Collect each line of the records containing the string "that".

====== INFORMATION SUPPLIED ======

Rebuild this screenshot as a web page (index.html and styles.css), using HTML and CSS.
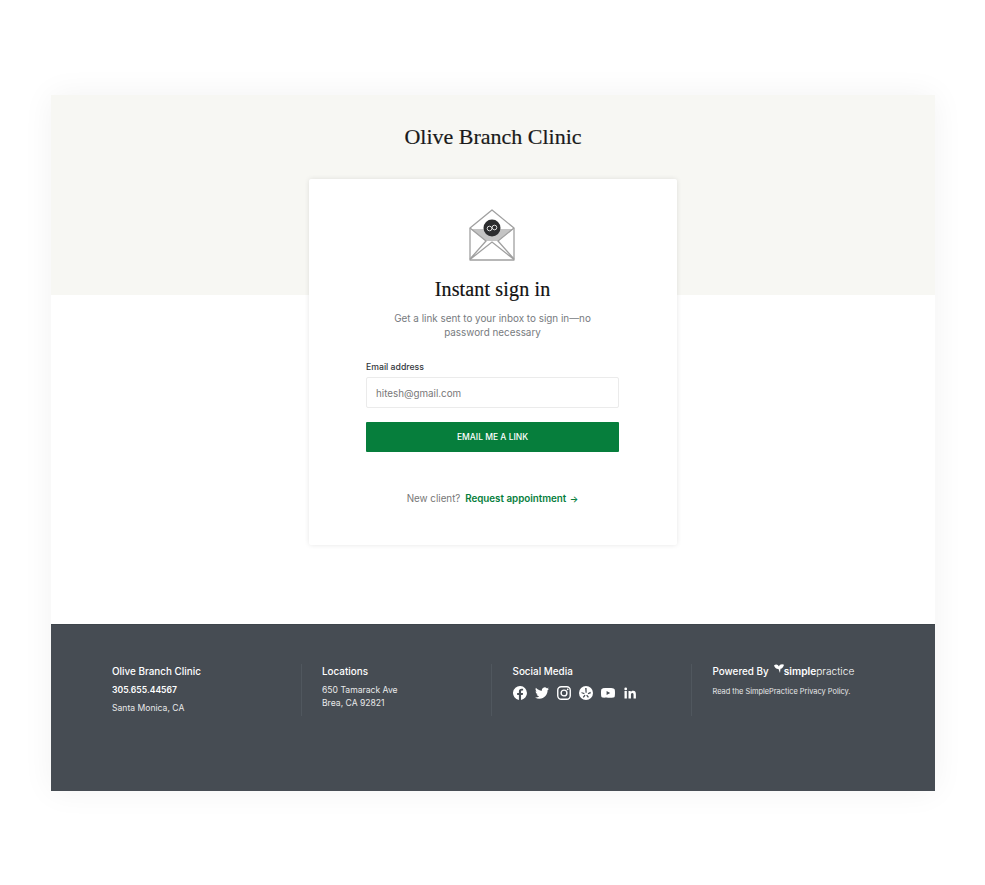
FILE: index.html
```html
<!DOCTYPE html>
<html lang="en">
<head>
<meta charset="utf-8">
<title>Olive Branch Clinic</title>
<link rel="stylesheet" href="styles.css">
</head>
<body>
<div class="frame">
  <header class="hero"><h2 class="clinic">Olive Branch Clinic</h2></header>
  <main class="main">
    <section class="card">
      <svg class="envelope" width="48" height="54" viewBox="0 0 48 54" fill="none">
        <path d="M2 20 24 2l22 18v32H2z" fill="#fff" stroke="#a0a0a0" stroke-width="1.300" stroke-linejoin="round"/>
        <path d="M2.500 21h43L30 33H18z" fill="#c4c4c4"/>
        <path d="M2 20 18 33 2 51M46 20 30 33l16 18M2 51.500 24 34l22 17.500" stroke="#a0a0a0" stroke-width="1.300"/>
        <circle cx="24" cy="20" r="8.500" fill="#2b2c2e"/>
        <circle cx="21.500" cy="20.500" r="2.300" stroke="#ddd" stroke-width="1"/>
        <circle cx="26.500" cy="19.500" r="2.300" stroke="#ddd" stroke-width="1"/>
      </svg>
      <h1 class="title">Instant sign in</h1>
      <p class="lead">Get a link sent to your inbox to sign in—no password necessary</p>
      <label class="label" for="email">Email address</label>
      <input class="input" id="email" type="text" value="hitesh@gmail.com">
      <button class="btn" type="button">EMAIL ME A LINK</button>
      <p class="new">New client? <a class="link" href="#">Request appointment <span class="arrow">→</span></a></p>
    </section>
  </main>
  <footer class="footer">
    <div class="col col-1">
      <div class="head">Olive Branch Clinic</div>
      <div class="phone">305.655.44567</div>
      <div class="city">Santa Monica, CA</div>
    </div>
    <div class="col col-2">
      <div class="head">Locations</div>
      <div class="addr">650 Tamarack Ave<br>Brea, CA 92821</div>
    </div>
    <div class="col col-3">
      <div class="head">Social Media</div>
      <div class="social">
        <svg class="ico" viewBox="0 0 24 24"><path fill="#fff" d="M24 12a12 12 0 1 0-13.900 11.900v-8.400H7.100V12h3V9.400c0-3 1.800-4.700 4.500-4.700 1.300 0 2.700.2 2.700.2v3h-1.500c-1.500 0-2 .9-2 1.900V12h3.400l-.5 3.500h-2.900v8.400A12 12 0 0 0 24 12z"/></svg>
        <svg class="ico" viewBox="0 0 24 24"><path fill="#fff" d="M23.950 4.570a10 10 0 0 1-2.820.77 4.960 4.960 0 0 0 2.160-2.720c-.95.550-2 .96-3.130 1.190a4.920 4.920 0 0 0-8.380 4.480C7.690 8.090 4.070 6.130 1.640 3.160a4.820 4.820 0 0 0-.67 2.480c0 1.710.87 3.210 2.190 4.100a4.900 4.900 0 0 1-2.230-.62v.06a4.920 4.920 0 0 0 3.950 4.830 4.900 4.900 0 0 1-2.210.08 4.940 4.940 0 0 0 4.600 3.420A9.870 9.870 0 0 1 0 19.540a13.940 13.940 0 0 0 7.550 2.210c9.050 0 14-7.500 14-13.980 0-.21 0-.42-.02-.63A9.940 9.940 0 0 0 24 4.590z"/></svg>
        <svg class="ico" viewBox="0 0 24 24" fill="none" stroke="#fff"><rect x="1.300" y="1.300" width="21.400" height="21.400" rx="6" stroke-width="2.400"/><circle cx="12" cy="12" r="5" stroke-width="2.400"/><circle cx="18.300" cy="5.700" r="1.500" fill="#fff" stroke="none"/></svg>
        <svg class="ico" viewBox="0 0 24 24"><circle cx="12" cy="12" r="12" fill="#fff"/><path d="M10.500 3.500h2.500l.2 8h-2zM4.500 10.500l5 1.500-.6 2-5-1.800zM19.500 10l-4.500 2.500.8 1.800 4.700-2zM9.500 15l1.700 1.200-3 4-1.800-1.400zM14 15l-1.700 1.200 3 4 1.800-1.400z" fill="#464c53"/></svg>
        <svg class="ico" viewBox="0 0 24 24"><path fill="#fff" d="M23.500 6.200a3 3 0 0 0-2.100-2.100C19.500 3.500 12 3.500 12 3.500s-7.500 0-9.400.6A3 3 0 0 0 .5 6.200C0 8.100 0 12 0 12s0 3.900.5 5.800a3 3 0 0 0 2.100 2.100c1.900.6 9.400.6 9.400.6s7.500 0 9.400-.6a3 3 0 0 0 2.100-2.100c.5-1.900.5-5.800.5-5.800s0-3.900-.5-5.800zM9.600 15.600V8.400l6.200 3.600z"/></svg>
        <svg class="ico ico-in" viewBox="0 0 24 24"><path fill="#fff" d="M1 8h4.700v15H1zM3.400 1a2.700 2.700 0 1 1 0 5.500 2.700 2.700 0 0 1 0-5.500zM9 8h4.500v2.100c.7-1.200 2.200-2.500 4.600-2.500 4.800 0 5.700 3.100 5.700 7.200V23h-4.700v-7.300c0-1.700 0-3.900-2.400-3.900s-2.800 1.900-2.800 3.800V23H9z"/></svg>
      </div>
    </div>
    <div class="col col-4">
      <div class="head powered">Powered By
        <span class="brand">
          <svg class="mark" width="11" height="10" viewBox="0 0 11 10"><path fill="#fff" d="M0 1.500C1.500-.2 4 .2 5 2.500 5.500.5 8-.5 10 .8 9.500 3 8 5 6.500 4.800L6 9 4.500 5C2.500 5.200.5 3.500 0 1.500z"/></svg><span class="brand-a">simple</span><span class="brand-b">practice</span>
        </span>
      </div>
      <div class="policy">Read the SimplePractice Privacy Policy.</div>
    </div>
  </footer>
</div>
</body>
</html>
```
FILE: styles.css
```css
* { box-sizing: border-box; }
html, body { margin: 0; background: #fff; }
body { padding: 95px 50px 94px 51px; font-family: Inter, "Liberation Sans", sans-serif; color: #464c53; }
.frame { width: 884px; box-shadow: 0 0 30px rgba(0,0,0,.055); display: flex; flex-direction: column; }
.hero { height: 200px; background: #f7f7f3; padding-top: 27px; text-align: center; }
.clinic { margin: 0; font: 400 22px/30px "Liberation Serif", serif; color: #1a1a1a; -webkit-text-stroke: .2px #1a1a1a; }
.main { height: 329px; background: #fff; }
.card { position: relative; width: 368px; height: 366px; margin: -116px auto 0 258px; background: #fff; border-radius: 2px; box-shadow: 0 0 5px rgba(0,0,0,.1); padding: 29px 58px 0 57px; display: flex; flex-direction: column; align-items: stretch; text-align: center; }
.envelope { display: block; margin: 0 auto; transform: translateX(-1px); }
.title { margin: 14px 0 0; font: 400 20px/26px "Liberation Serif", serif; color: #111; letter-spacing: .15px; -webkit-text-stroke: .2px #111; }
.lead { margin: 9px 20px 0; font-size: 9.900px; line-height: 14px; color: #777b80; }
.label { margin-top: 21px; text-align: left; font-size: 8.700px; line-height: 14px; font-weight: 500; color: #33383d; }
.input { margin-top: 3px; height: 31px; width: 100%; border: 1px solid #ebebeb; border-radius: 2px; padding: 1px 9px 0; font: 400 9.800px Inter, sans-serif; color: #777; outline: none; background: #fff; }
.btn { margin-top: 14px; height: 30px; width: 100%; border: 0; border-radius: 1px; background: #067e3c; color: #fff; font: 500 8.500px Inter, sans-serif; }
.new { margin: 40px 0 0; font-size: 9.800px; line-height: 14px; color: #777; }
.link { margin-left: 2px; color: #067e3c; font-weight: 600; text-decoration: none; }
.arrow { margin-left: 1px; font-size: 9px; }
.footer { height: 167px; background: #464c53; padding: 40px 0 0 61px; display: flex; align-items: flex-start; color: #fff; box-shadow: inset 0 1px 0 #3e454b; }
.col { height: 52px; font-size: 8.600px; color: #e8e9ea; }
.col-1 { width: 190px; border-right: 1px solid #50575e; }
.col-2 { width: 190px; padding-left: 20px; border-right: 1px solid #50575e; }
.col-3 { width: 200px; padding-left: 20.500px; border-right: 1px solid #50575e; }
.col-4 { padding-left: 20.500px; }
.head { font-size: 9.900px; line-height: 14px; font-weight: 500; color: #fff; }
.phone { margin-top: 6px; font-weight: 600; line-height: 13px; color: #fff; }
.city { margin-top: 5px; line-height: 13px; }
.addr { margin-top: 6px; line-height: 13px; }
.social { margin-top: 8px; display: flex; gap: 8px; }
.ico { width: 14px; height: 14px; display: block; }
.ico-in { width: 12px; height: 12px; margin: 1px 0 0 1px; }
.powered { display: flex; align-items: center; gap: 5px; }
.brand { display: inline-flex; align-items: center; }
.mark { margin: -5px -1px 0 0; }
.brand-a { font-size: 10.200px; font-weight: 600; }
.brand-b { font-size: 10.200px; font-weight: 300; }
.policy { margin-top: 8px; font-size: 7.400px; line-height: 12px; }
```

======
====== INFORMATION SUPPLIED ======

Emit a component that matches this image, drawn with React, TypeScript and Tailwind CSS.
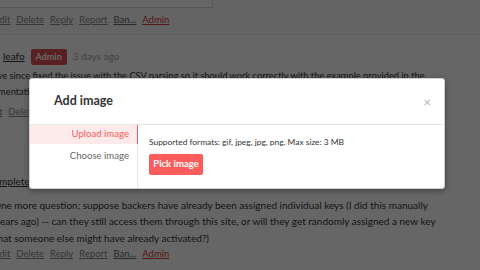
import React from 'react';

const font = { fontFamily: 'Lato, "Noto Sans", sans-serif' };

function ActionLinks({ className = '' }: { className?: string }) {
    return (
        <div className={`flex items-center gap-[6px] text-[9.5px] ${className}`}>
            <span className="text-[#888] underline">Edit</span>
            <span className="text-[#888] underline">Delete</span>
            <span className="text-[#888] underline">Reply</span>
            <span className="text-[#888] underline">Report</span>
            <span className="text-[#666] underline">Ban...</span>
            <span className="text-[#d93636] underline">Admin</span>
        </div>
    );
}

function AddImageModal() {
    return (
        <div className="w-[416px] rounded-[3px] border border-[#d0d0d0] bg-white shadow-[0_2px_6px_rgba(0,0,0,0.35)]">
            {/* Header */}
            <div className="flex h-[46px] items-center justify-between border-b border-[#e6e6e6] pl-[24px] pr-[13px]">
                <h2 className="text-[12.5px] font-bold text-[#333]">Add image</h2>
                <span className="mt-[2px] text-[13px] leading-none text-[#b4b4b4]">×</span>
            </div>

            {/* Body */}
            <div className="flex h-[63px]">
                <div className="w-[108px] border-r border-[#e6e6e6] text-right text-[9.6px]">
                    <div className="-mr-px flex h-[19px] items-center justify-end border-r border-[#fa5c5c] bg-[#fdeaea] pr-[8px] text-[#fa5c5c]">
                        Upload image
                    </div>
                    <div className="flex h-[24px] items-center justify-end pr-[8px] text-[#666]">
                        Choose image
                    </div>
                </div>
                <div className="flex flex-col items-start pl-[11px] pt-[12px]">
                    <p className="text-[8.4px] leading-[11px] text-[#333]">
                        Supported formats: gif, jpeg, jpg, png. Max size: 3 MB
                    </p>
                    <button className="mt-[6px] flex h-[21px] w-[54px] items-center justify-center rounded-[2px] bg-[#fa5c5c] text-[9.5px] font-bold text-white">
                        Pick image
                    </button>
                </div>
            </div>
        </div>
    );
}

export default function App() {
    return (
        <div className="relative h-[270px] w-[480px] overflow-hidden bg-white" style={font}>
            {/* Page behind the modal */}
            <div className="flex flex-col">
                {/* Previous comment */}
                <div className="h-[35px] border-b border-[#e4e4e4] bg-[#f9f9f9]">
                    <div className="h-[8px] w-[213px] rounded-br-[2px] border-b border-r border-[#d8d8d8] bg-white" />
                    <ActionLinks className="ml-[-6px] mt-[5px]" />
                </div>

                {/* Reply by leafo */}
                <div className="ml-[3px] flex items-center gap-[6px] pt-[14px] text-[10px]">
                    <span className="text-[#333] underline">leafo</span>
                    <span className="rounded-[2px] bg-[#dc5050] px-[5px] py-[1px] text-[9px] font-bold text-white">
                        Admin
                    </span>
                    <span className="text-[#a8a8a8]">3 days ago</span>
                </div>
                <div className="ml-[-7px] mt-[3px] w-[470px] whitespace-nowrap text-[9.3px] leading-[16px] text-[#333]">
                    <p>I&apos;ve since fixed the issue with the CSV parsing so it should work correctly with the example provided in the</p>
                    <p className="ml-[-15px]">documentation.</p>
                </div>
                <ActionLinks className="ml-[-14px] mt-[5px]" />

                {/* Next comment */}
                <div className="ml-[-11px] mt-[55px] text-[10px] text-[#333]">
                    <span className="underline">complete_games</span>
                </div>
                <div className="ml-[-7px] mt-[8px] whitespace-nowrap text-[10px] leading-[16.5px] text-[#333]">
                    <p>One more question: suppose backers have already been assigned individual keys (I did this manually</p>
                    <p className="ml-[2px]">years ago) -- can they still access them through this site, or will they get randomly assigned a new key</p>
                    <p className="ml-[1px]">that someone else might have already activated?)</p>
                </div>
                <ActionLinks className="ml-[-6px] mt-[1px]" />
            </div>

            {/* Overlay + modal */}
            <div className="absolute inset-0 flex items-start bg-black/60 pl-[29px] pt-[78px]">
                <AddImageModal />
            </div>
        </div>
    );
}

======

— OUTPUT FOR THIS EXERCISE —
Emit a component that matches this image, drawn with React, TypeScript and Tailwind CSS.
                    <p className="ml-[1px]">that someone else might have already activated?)</p>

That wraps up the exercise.